## Task directions
Every line below should be copied exactly; drop the pictures.

## Task data
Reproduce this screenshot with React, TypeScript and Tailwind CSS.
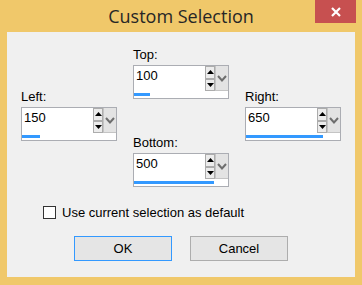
import React from 'react';

const SpinArrow = ({ up }: { up?: boolean }) => (
  <div className="flex-1 flex items-center justify-center border border-[#acacac] bg-[#ececec]">
    <svg width="7" height="4" viewBox="0 0 7 4">
      {up ? <path d="M0 4 L3.5 0 L7 4 Z" fill="#000" /> : <path d="M0 0 L3.5 4 L7 0 Z" fill="#000" />}
    </svg>
  </div>
);

interface SpinnerProps {
  label: string;
  value: string;
  fill: number;
}

const Spinner: React.FC<SpinnerProps> = ({ label, value, fill }) => (
  <div className="flex flex-col">
    <div className="text-[13px] leading-[15px] text-black">{label}</div>
    <div className="mt-[3px] w-[96px] border border-[#abadb3] bg-white flex flex-col">
      <div className="flex h-[25px]">
        <div className="flex-1 pl-[2px] pt-[2px] text-[13px] leading-[15px] text-black">{value}</div>
        <div className="w-[10px] flex flex-col">
          <SpinArrow up />
          <SpinArrow />
        </div>
        <div className="w-[13px] bg-[#e3e3e3] border-l border-b border-[#c4c4c4] flex items-center justify-center">
          <svg width="10" height="7" viewBox="0 0 10 7">
            <path d="M1 1 L5 5.5 L9 1" fill="none" stroke="#6e6e6e" strokeWidth="2" />
          </svg>
        </div>
      </div>
      <div className="h-[7px] pt-[2px]">
        <div className="h-[3px] bg-[#3399ff]" style={{ width: fill }} />
      </div>
    </div>
  </div>
);

export default function App() {
  return (
    <div className="w-[362px] h-[285px] bg-[#f0c86a] flex flex-col font-['Liberation_Sans',Arial,sans-serif] overflow-hidden">
      <div className="relative h-[32px] flex items-start justify-center">
        <div className="mt-[3px] text-[18px] leading-[26px] text-[#262626] font-['Open_Sans','Noto_Sans',sans-serif]">
          Custom Selection
        </div>
        <div className="absolute left-[315px] top-0 w-[41px] h-[23px] bg-[#c75050] flex items-center justify-center">
          <svg width="10" height="10" viewBox="0 0 10 10">
            <path d="M1 1 L9 9 M9 1 L1 9" stroke="#fff" strokeWidth="2.2" />
          </svg>
        </div>
      </div>
      <div className="mx-[7px] mb-[8px] flex-1 bg-[#f0f0f0] flex flex-col">
        <div className="flex pl-[14px] gap-x-[16px] h-[158px]">
          <div className="pt-[57px]">
            <Spinner label="Left:" value="150" fill={18} />
          </div>
          <div className="pt-[15px] flex flex-col gap-y-[36px]">
            <Spinner label="Top:" value="100" fill={16} />
            <Spinner label="Bottom:" value="500" fill={80} />
          </div>
          <div className="pt-[57px]">
            <Spinner label="Right:" value="650" fill={77} />
          </div>
        </div>
        <div className="mt-[15px] pl-[36px] flex items-center gap-x-[6px] h-[15px]">
          <div className="w-[13px] h-[13px] border border-[#333] bg-white" />
          <span className="text-[13px] leading-[15px] text-black">Use current selection as default</span>
        </div>
        <div className="mt-[16px] pl-[67px] flex gap-x-[18px]">
          <button className="w-[98px] h-[25px] border border-[#3399ff] bg-[#e5e5e5] text-[13px] text-black">OK</button>
          <button className="w-[98px] h-[25px] border border-[#adadad] bg-[#e5e5e5] text-[13px] text-black">Cancel</button>
        </div>
      </div>
    </div>
  );
}
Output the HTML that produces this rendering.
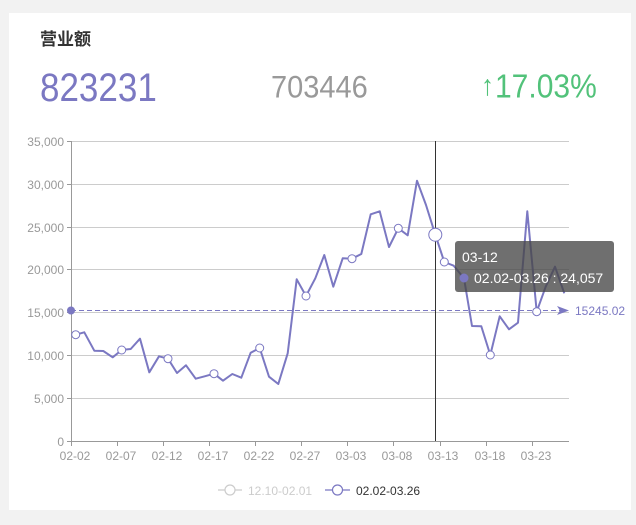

## Final result
Reproduce this screenshot with React, TypeScript and Tailwind CSS.
import React from 'react';

const SpinArrow = ({ up }: { up?: boolean }) => (
  <div className="flex-1 flex items-center justify-center border border-[#acacac] bg-[#ececec]">
    <svg width="7" height="4" viewBox="0 0 7 4">
      {up ? <path d="M0 4 L3.5 0 L7 4 Z" fill="#000" /> : <path d="M0 0 L3.5 4 L7 0 Z" fill="#000" />}
    </svg>
  </div>
);

interface SpinnerProps {
  label: string;
  value: string;
  fill: number;
}

const Spinner: React.FC<SpinnerProps> = ({ label, value, fill }) => (
  <div className="flex flex-col">
    <div className="text-[13px] leading-[15px] text-black">{label}</div>
    <div className="mt-[3px] w-[96px] border border-[#abadb3] bg-white flex flex-col">
      <div className="flex h-[25px]">
        <div className="flex-1 pl-[2px] pt-[2px] text-[13px] leading-[15px] text-black">{value}</div>
        <div className="w-[10px] flex flex-col">
          <SpinArrow up />
          <SpinArrow />
        </div>
        <div className="w-[13px] bg-[#e3e3e3] border-l border-b border-[#c4c4c4] flex items-center justify-center">
          <svg width="10" height="7" viewBox="0 0 10 7">
            <path d="M1 1 L5 5.5 L9 1" fill="none" stroke="#6e6e6e" strokeWidth="2" />
          </svg>
        </div>
      </div>
      <div className="h-[7px] pt-[2px]">
        <div className="h-[3px] bg-[#3399ff]" style={{ width: fill }} />
      </div>
    </div>
  </div>
);

export default function App() {
  return (
    <div className="w-[362px] h-[285px] bg-[#f0c86a] flex flex-col font-['Liberation_Sans',Arial,sans-serif] overflow-hidden">
      <div className="relative h-[32px] flex items-start justify-center">
        <div className="mt-[3px] text-[18px] leading-[26px] text-[#262626] font-['Open_Sans','Noto_Sans',sans-serif]">
          Custom Selection
        </div>
        <div className="absolute left-[315px] top-0 w-[41px] h-[23px] bg-[#c75050] flex items-center justify-center">
          <svg width="10" height="10" viewBox="0 0 10 10">
            <path d="M1 1 L9 9 M9 1 L1 9" stroke="#fff" strokeWidth="2.2" />
          </svg>
        </div>
      </div>
      <div className="mx-[7px] mb-[8px] flex-1 bg-[#f0f0f0] flex flex-col">
        <div className="flex pl-[14px] gap-x-[16px] h-[158px]">
          <div className="pt-[57px]">
            <Spinner label="Left:" value="150" fill={18} />
          </div>
          <div className="pt-[15px] flex flex-col gap-y-[36px]">
            <Spinner label="Top:" value="100" fill={16} />
            <Spinner label="Bottom:" value="500" fill={80} />
          </div>
          <div className="pt-[57px]">
            <Spinner label="Right:" value="650" fill={77} />
          </div>
        </div>
        <div className="mt-[15px] pl-[36px] flex items-center gap-x-[6px] h-[15px]">
          <div className="w-[13px] h-[13px] border border-[#333] bg-white" />
          <span className="text-[13px] leading-[15px] text-black">Use current selection as default</span>
        </div>
        <div className="mt-[16px] pl-[67px] flex gap-x-[18px]">
          <button className="w-[98px] h-[25px] border border-[#3399ff] bg-[#e5e5e5] text-[13px] text-black">OK</button>
          <button className="w-[98px] h-[25px] border border-[#adadad] bg-[#e5e5e5] text-[13px] text-black">Cancel</button>
        </div>
      </div>
    </div>
  );
}
Output the HTML that produces this rendering.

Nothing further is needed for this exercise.